Your copy of the material must match it exactly, except that pictures are dropped.
(begin)
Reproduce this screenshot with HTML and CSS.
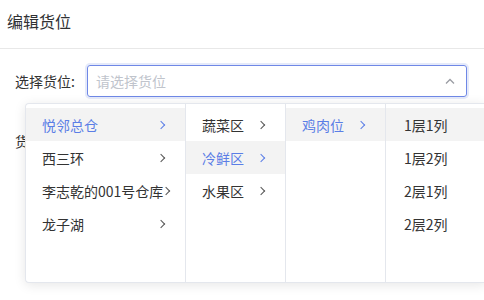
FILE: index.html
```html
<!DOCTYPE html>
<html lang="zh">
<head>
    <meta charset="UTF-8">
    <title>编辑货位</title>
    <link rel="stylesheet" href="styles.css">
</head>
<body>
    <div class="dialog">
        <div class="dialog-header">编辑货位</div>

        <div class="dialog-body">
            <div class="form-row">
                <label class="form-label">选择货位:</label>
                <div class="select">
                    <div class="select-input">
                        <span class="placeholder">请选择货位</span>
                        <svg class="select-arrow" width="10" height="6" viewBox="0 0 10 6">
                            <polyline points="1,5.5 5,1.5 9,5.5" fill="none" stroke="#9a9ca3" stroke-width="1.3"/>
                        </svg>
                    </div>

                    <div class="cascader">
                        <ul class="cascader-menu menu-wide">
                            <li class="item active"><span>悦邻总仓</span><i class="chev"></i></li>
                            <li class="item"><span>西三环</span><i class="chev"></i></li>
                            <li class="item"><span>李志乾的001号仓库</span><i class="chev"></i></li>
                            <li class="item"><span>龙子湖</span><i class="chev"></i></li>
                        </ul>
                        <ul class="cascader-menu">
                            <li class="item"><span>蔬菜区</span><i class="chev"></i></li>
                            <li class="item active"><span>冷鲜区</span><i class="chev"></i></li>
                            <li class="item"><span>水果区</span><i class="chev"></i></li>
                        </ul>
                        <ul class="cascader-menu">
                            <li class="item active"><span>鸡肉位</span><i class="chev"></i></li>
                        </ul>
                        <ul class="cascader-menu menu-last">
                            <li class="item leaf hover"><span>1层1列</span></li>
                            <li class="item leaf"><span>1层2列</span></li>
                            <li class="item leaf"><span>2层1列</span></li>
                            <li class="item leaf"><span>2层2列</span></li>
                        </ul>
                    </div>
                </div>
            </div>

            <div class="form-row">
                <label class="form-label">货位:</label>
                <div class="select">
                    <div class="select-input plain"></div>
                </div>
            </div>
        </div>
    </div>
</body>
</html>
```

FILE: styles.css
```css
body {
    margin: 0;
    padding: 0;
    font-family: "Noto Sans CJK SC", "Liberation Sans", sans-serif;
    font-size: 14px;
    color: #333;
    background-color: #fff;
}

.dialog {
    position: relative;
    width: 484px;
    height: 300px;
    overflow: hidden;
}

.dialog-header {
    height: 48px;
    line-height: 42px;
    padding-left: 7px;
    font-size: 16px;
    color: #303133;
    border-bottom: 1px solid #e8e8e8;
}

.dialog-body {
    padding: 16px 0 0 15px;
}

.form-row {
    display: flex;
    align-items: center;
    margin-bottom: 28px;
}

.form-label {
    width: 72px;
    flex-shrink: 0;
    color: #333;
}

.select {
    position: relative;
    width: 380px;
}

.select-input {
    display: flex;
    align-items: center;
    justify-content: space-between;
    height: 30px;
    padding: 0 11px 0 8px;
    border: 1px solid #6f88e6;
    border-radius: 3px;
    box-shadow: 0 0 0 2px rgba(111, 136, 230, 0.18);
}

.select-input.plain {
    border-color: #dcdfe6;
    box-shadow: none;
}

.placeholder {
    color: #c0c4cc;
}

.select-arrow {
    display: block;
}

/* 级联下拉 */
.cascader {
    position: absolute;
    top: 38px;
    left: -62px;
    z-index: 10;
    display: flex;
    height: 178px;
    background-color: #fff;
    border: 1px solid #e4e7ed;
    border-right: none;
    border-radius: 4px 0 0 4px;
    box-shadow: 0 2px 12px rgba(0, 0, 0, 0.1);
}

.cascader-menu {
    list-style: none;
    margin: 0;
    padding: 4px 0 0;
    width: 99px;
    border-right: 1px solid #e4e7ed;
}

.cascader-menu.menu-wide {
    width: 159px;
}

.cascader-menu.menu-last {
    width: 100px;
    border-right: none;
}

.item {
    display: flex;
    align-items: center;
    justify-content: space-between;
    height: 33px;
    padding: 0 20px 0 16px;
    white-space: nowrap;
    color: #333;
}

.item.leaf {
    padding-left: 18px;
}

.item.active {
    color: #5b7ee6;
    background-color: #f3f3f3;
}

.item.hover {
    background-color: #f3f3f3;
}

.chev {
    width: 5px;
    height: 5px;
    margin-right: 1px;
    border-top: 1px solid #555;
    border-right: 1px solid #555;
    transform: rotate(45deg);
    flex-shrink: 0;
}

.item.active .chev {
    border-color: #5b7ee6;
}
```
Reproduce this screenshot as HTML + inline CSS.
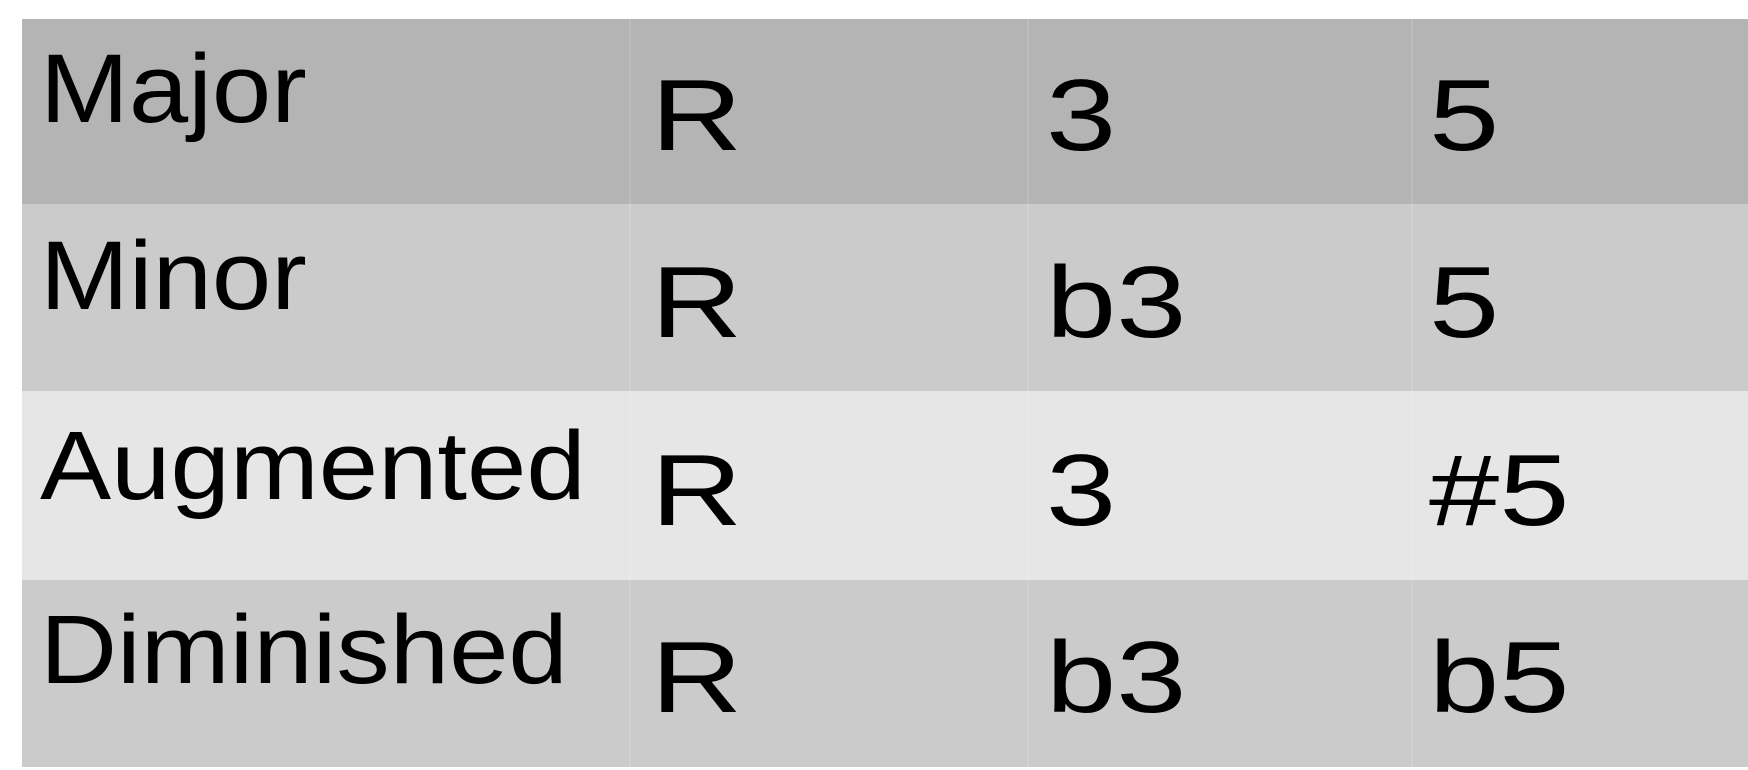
(end)
Task response —
Reproduce this screenshot with HTML and CSS.
FILE: index.html
```html
<!DOCTYPE html>
<html lang="zh">
<head>
    <meta charset="UTF-8">
    <title>编辑货位</title>
    <link rel="stylesheet" href="styles.css">
</head>
<body>
    <div class="dialog">
        <div class="dialog-header">编辑货位</div>

        <div class="dialog-body">
            <div class="form-row">
                <label class="form-label">选择货位:</label>
                <div class="select">
                    <div class="select-input">
                        <span class="placeholder">请选择货位</span>
                        <svg class="select-arrow" width="10" height="6" viewBox="0 0 10 6">
                            <polyline points="1,5.5 5,1.5 9,5.5" fill="none" stroke="#9a9ca3" stroke-width="1.3"/>
                        </svg>
                    </div>

                    <div class="cascader">
                        <ul class="cascader-menu menu-wide">
                            <li class="item active"><span>悦邻总仓</span><i class="chev"></i></li>
                            <li class="item"><span>西三环</span><i class="chev"></i></li>
                            <li class="item"><span>李志乾的001号仓库</span><i class="chev"></i></li>
                            <li class="item"><span>龙子湖</span><i class="chev"></i></li>
                        </ul>
                        <ul class="cascader-menu">
                            <li class="item"><span>蔬菜区</span><i class="chev"></i></li>
                            <li class="item active"><span>冷鲜区</span><i class="chev"></i></li>
                            <li class="item"><span>水果区</span><i class="chev"></i></li>
                        </ul>
                        <ul class="cascader-menu">
                            <li class="item active"><span>鸡肉位</span><i class="chev"></i></li>
                        </ul>
                        <ul class="cascader-menu menu-last">
                            <li class="item leaf hover"><span>1层1列</span></li>
                            <li class="item leaf"><span>1层2列</span></li>
                            <li class="item leaf"><span>2层1列</span></li>
                            <li class="item leaf"><span>2层2列</span></li>
                        </ul>
                    </div>
                </div>
            </div>

            <div class="form-row">
                <label class="form-label">货位:</label>
                <div class="select">
                    <div class="select-input plain"></div>
                </div>
            </div>
        </div>
    </div>
</body>
</html>
```

FILE: styles.css
```css
body {
    margin: 0;
    padding: 0;
    font-family: "Noto Sans CJK SC", "Liberation Sans", sans-serif;
    font-size: 14px;
    color: #333;
    background-color: #fff;
}

.dialog {
    position: relative;
    width: 484px;
    height: 300px;
    overflow: hidden;
}

.dialog-header {
    height: 48px;
    line-height: 42px;
    padding-left: 7px;
    font-size: 16px;
    color: #303133;
    border-bottom: 1px solid #e8e8e8;
}

.dialog-body {
    padding: 16px 0 0 15px;
}

.form-row {
    display: flex;
    align-items: center;
    margin-bottom: 28px;
}

.form-label {
    width: 72px;
    flex-shrink: 0;
    color: #333;
}

.select {
    position: relative;
    width: 380px;
}

.select-input {
    display: flex;
    align-items: center;
    justify-content: space-between;
    height: 30px;
    padding: 0 11px 0 8px;
    border: 1px solid #6f88e6;
    border-radius: 3px;
    box-shadow: 0 0 0 2px rgba(111, 136, 230, 0.18);
}

.select-input.plain {
    border-color: #dcdfe6;
    box-shadow: none;
}

.placeholder {
    color: #c0c4cc;
}

.select-arrow {
    display: block;
}

/* 级联下拉 */
.cascader {
    position: absolute;
    top: 38px;
    left: -62px;
    z-index: 10;
    display: flex;
    height: 178px;
    background-color: #fff;
    border: 1px solid #e4e7ed;
    border-right: none;
    border-radius: 4px 0 0 4px;
    box-shadow: 0 2px 12px rgba(0, 0, 0, 0.1);
}

.cascader-menu {
    list-style: none;
    margin: 0;
    padding: 4px 0 0;
    width: 99px;
    border-right: 1px solid #e4e7ed;
}

.cascader-menu.menu-wide {
    width: 159px;
}

.cascader-menu.menu-last {
    width: 100px;
    border-right: none;
}

.item {
    display: flex;
    align-items: center;
    justify-content: space-between;
    height: 33px;
    padding: 0 20px 0 16px;
    white-space: nowrap;
    color: #333;
}

.item.leaf {
    padding-left: 18px;
}

.item.active {
    color: #5b7ee6;
    background-color: #f3f3f3;
}

.item.hover {
    background-color: #f3f3f3;
}

.chev {
    width: 5px;
    height: 5px;
    margin-right: 1px;
    border-top: 1px solid #555;
    border-right: 1px solid #555;
    transform: rotate(45deg);
    flex-shrink: 0;
}

.item.active .chev {
    border-color: #5b7ee6;
}
```
Reproduce this screenshot as HTML + inline CSS.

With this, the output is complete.